2025-11-15 | Case Studies | by DJC AI Team

Industry: Recruitment / HR Problem: AI Matching candidates to jobs Root Cause: "Resume Parsing" is harder than it looks.

The Theory

We built a system to match 50,000 candidate resumes to open Job Descriptions. The plan: Embed the Resume (Vector DB). Embed the Job Description. Perform Semantic Search.

The Reality of Data

The client assured us their data was "clean." In reality:

  • 30% of resumes were scanned images (PDFs of photos). The OCR failed, so the text was empty.
  • 20% of resumes were in foreign languages (which the embedding model didn't support well).
  • Job Descriptions were inconsistent. Some said "Salary: Competitive" (useless data).

The Cost

Because the input data was garbage, the AI matches were garbage. A Senior Java Developer was matched with a "Coffee Shop Manager" role because the resume mentioned "Java" (the island) and "Manager."

Financial Impact:

  • 2 months of engineering time wasted tuning the model, when the problem was the data.
  • Loss of trust from the recruiters.

The Fix: Data Pre-Processing Pipeline

We stopped the AI project. We built a "Data Sanitation" pipeline.

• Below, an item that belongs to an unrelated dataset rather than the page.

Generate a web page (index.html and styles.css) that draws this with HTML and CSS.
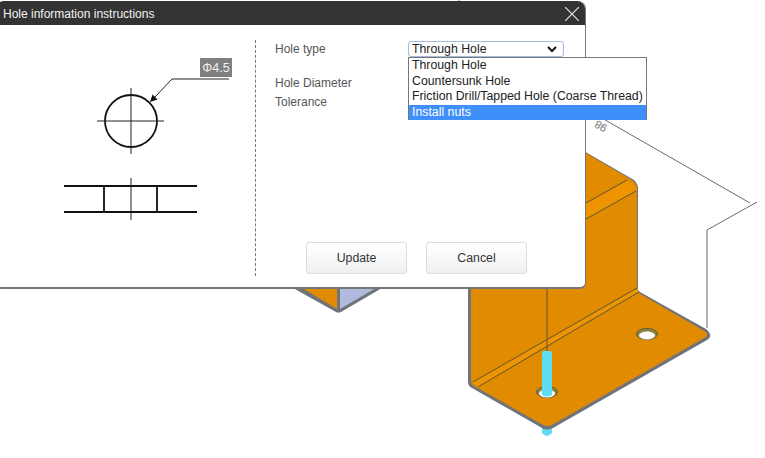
FILE: index.html

```html
<!DOCTYPE html>
<html lang="en">
<head>
    <meta charset="UTF-8">
    <meta name="viewport" content="width=device-width, initial-scale=1.0">
    <title>Hole information instructions</title>
    <link rel="stylesheet" href="styles.css">
</head>
<body>
    <div class="viewer">
        <!-- bracket model behind the dialog -->
        <svg class="model" width="765" height="458" viewBox="0 0 765 458">
            <path class="dim" d="M459 0V4M600 117L750 203M757 202L707 230V328"/>
            <text class="dim-text" transform="translate(608 126) rotate(210)">98</text>

            <path class="edge" d="M293 288L336 312Q338 313 341 312L382 288Z"/>
            <path class="orange" d="M302 288L337 309V288Z"/>
            <path class="blue" d="M340 288V309L376 288Z"/>

            <path class="cyan" d="M542 428H552V433Q547 439 542 433Z"/>
            <path class="edge" d="M468 270V382Q468 386 472 388L542 428Q547 431 553 428L707 340Q711 338 710 334Q709 331 706 329L640 292L638 290V188Q638 184 634 180L570 143Z"/>
            <path class="orange" d="M471 270V382Q472 385 474 386L543 425Q548 427 552 425L706 337Q708 335 706 332L637 292V188Q637 184 632 180L570 144Z"/>
            <path class="orange-bend" d="M586 203L627 181Q633 182 636 191L586 219Z"/>
            <path class="orange-bend" d="M473 382L637 288L639 292L478 387Z"/>
            <path class="bend-line" d="M586 203L627 180M586 219L636 191M473 382L637 288M478 387L639 292"/>
            <path class="bend-line" d="M547 270V351"/>

            <ellipse class="hole" cx="647" cy="334" rx="10.5" ry="5.5"/>
            <ellipse class="hole-inner" cx="647" cy="335.5" rx="8" ry="4"/>
            <ellipse class="hole" cx="547" cy="392" rx="10.5" ry="5.5"/>
            <ellipse class="hole-inner" cx="547" cy="393.5" rx="8" ry="4"/>
            <path class="cyan" d="M542 353Q542 351 544 351H550Q552 351 552 353V395Q547 398 542 395Z"/>
        </svg>

        <div class="dialog">
            <div class="dialog-title">
                <span>Hole information instructions</span>
                <svg class="close-icon" width="14" height="14" viewBox="0 0 14 14">
                    <path d="M0 0L14 14M14 0L0 14"/>
                </svg>
            </div>
            <div class="dialog-body">
                <div class="sketch-panel">
                    <svg class="sketch" width="255" height="235" viewBox="0 0 255 235">
                        <rect class="tag" x="204" y="18" width="32" height="19"/>
                        <text class="tag-text" x="220" y="32">Φ4.5</text>
                        <path class="thin" d="M233 39H176L159 57"/>
                        <path class="arrow" d="M154 62L156.5 54.5L161.5 59.5Z"/>
                        <circle class="thick" cx="135" cy="81" r="26"/>
                        <path class="thin" d="M101 81H168M135 48V114"/>
                        <path class="thick" d="M68 146H201M68 172H201M108 146V172M161 146V172"/>
                        <path class="thin" d="M135 138V180"/>
                    </svg>
                </div>
                <div class="form-panel">
                    <div class="form-fields">
                        <div class="field field-type">
                            <label>Hole type</label>
                            <div class="select-wrap">
                                <div class="select-box">
                                    <span>Through Hole</span>
                                    <svg class="chevron" width="10" height="7" viewBox="0 0 10 7">
                                        <path d="M1 1L5 5L9 1"/>
                                    </svg>
                                </div>
                                <ul class="select-list">
                                    <li>Through Hole</li>
                                    <li>Countersunk Hole</li>
                                    <li>Friction Drill/Tapped Hole (Coarse Thread)</li>
                                    <li class="active">Install nuts</li>
                                </ul>
                            </div>
                        </div>
                        <div class="field">
                            <label>Hole Diameter</label>
                        </div>
                        <div class="field">
                            <label>Tolerance</label>
                        </div>
                    </div>
                    <div class="buttons">
                        <button>Update</button>
                        <button>Cancel</button>
                    </div>
                </div>
            </div>
        </div>
    </div>
</body>
</html>
```

FILE: styles.css

```css
body {
    margin: 0;
    background-color: #ffffff;
    font-family: "Liberation Sans", Arial, sans-serif;
    font-size: 12px;
}

.viewer {
    position: relative;
    width: 765px;
    height: 458px;
    overflow: hidden;
}

.model {
    position: absolute;
    left: 0;
    top: 0;
}

.dim {
    fill: none;
    stroke: #6a6a6a;
    stroke-width: 1;
}

.dim-text {
    fill: #777;
    font-size: 11px;
}

.edge {
    fill: #6f747c;
}

.orange {
    fill: #e08b00;
}

.orange-bend {
    fill: #ee9400;
}

.blue {
    fill: #b0bbdd;
}

.cyan {
    fill: #5fdcf2;
}

.bend-line {
    fill: none;
    stroke: #5c5436;
    stroke-width: 1;
}

.hole {
    fill: #8f8440;
    stroke: #5c5c40;
    stroke-width: 1;
}

.hole-inner {
    fill: #ffffff;
}

.dialog {
    position: absolute;
    left: -4px;
    top: 1px;
    width: 590px;
    height: 288px;
    display: flex;
    flex-direction: column;
    box-sizing: border-box;
    background-color: #ffffff;
    border-right: 1px solid #777;
    border-bottom: 2px solid #777;
    border-radius: 8px 8px 6px 6px;
}

.dialog-title {
    height: 24px;
    flex-shrink: 0;
    box-sizing: border-box;
    display: flex;
    align-items: center;
    justify-content: space-between;
    padding: 1px 6px 0 7px;
    background-color: #333333;
    color: #f2f2f2;
    font-size: 12px;
    border-radius: 8px 8px 0 0;
}

.close-icon path {
    fill: none;
    stroke: #e6e6e6;
    stroke-width: 1.2;
}

.dialog-body {
    flex: 1;
    display: flex;
    min-height: 0;
}

.sketch-panel {
    width: 260px;
    flex-shrink: 0;
    box-sizing: border-box;
    margin: 15px 0 11px;
    border-right: 1px dashed #777;
}

.sketch {
    display: block;
}

.thin {
    fill: none;
    stroke: #222;
    stroke-width: 1;
}

.thick {
    fill: none;
    stroke: #111;
    stroke-width: 1.8;
}

.arrow {
    fill: #111;
}

.tag {
    fill: #7f7f7f;
}

.tag-text {
    fill: #f0f0f0;
    font-size: 12.5px;
    text-anchor: middle;
}

.form-panel {
    flex: 1;
    display: flex;
    flex-direction: column;
    padding: 15px 0 0 19px;
}

.form-fields {
    flex: 1;
}

.field {
    display: flex;
    align-items: center;
    height: 19px;
    color: #555;
}

.field-type {
    margin-bottom: 15px;
    height: 18px;
}

.field label {
    width: 133px;
}

.select-wrap {
    position: relative;
}

.select-box {
    width: 156px;
    height: 16px;
    box-sizing: border-box;
    display: flex;
    align-items: center;
    justify-content: space-between;
    padding: 0 6px 0 3px;
    border: 1px solid #a9b8dc;
    border-radius: 3px;
    color: #222;
    font-size: 12.3px;
}

.chevron path {
    fill: none;
    stroke: #111;
    stroke-width: 2;
}

.select-list {
    position: absolute;
    left: 0;
    top: 16px;
    margin: 0;
    padding: 0;
    list-style: none;
    width: 239px;
    box-sizing: border-box;
    background-color: #ffffff;
    border: 1px solid #777;
    border-bottom: none;
    color: #222;
    font-size: 12.3px;
}

.select-list li {
    height: 15.6px;
    line-height: 15px;
    padding-left: 3px;
    white-space: nowrap;
}

.select-list li.active {
    background-color: #3f8ffa;
    color: #ffffff;
}

.buttons {
    display: flex;
    gap: 19px;
    padding: 0 0 13px 31px;
}

.buttons button {
    width: 101px;
    height: 32px;
    padding: 0;
    background: linear-gradient(#ffffff, #f0f0f0);
    border: 1px solid #dddddd;
    border-radius: 3px;
    color: #333;
    font-family: inherit;
    font-size: 12.3px;
}
```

  1. Filter: Reject any resume < 50 words.
  2. Standardize: Convert all formats to Markdown.
  3. Enrich: Use a cheaper LLM to extract "Years of Experience" and "Primary Tech Stack" into structured JSON before embedding.

Once we cleaned the data, the original (simple) model worked perfectly.

Takeaway: Stop buying bigger models. Start cleaning your CSVs.